● **Information provided**:
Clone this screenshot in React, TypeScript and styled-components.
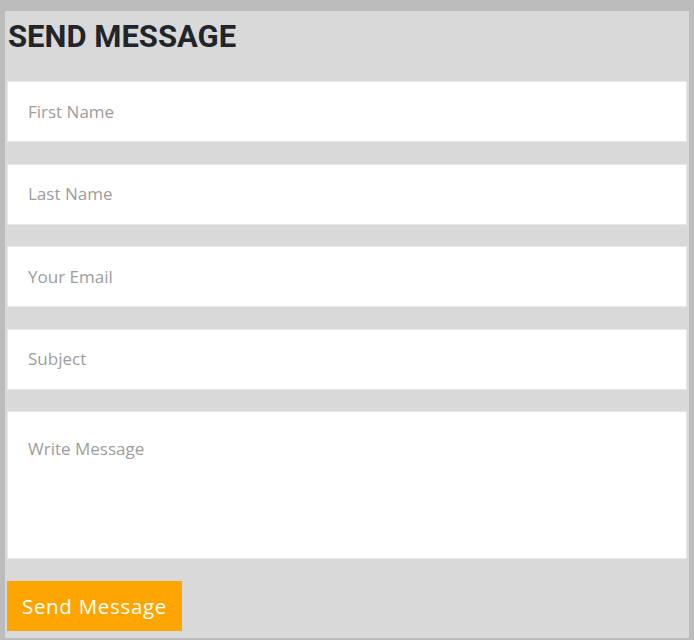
import styled, { createGlobalStyle } from 'styled-components'

const GlobalStyle = createGlobalStyle`
    body {
        margin: 0;
        background: #bcbcbc;
        font-family: "Open Sans", "Liberation Sans", sans-serif;
    }
`

const Page = styled.div`
    padding: 11px 5px 3px 5px;
`

const Panel = styled.form`
    background: #d9d9d9;
    padding: 0 2px 7px 2px;
    display: flex;
    flex-direction: column;
    gap: 21.5px;
`

const Title = styled.h2`
    margin: 0;
    padding: 8px 0 0 1px;
    height: 40.5px;
    font-family: Roboto, "Liberation Sans", sans-serif;
    font-weight: 700;
    font-size: 31px;
    line-height: 36px;
    color: #212529;
`

const Field = styled.input`
    box-sizing: border-box;
    width: 100%;
    height: 61px;
    margin: 0;
    padding: 0 20px 1px 20px;
    border: 1px solid #e8e8e8;
    background: #fff;
    font-family: "Open Sans", Lato, sans-serif;
    font-size: 17px;
    color: #555;
    outline: none;

    &::placeholder {
        color: #9d9d9d;
    }
`

const MessageBox = styled.textarea`
    box-sizing: border-box;
    width: 100%;
    height: 148px;
    margin: 0;
    padding: 26px 20px;
    border: 1px solid #e8e8e8;
    background: #fff;
    font-family: "Open Sans", Lato, sans-serif;
    font-size: 17px;
    line-height: 22px;
    color: #555;
    resize: none;
    outline: none;
    display: block;

    &::placeholder {
        color: #9d9d9d;
    }
`

const SendButton = styled.button`
    align-self: flex-start;
    width: 175px;
    height: 50px;
    border: 0;
    border-radius: 0;
    background: #ffa500;
    color: #fff;
    font-family: "Open Sans", Lato, sans-serif;
    font-size: 20.5px;
    letter-spacing: 0.7px;
    padding: 0;
    cursor: pointer;
`

const fields = ['First Name', 'Last Name', 'Your Email', 'Subject']

const App = () => {
    return (
        <>
            <GlobalStyle />
            <Page>
                <Panel onSubmit={(e) => e.preventDefault()}>
                    <Title>SEND MESSAGE</Title>
                    {fields.map((f) => (
                        <Field key={f} type="text" placeholder={f} />
                    ))}
                    <MessageBox placeholder="Write Message" />
                    <SendButton type="submit">Send Message</SendButton>
                </Panel>
            </Page>
        </>
    )
}

export default App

● **The exercise**:
Output the lines above in full and exactly as given, omitting any pictures.

● **The result**:
Clone this screenshot in React, TypeScript and styled-components.
import styled, { createGlobalStyle } from 'styled-components'

const GlobalStyle = createGlobalStyle`
    body {
        margin: 0;
        background: #bcbcbc;
        font-family: "Open Sans", "Liberation Sans", sans-serif;
    }
`

const Page = styled.div`
    padding: 11px 5px 3px 5px;
`

const Panel = styled.form`
    background: #d9d9d9;
    padding: 0 2px 7px 2px;
    display: flex;
    flex-direction: column;
    gap: 21.5px;
`

const Title = styled.h2`
    margin: 0;
    padding: 8px 0 0 1px;
    height: 40.5px;
    font-family: Roboto, "Liberation Sans", sans-serif;
    font-weight: 700;
    font-size: 31px;
    line-height: 36px;
    color: #212529;
`

const Field = styled.input`
    box-sizing: border-box;
    width: 100%;
    height: 61px;
    margin: 0;
    padding: 0 20px 1px 20px;
    border: 1px solid #e8e8e8;
    background: #fff;
    font-family: "Open Sans", Lato, sans-serif;
    font-size: 17px;
    color: #555;
    outline: none;

    &::placeholder {
        color: #9d9d9d;
    }
`

const MessageBox = styled.textarea`
    box-sizing: border-box;
    width: 100%;
    height: 148px;
    margin: 0;
    padding: 26px 20px;
    border: 1px solid #e8e8e8;
    background: #fff;
    font-family: "Open Sans", Lato, sans-serif;
    font-size: 17px;
    line-height: 22px;
    color: #555;
    resize: none;
    outline: none;
    display: block;

    &::placeholder {
        color: #9d9d9d;
    }
`

const SendButton = styled.button`
    align-self: flex-start;
    width: 175px;
    height: 50px;
    border: 0;
    border-radius: 0;
    background: #ffa500;
    color: #fff;
    font-family: "Open Sans", Lato, sans-serif;
    font-size: 20.5px;
    letter-spacing: 0.7px;
    padding: 0;
    cursor: pointer;
`

const fields = ['First Name', 'Last Name', 'Your Email', 'Subject']

const App = () => {
    return (
        <>
            <GlobalStyle />
            <Page>
                <Panel onSubmit={(e) => e.preventDefault()}>
                    <Title>SEND MESSAGE</Title>
                    {fields.map((f) => (
                        <Field key={f} type="text" placeholder={f} />
                    ))}
                    <MessageBox placeholder="Write Message" />
                    <SendButton type="submit">Send Message</SendButton>
                </Panel>
            </Page>
        </>
    )
}

export default App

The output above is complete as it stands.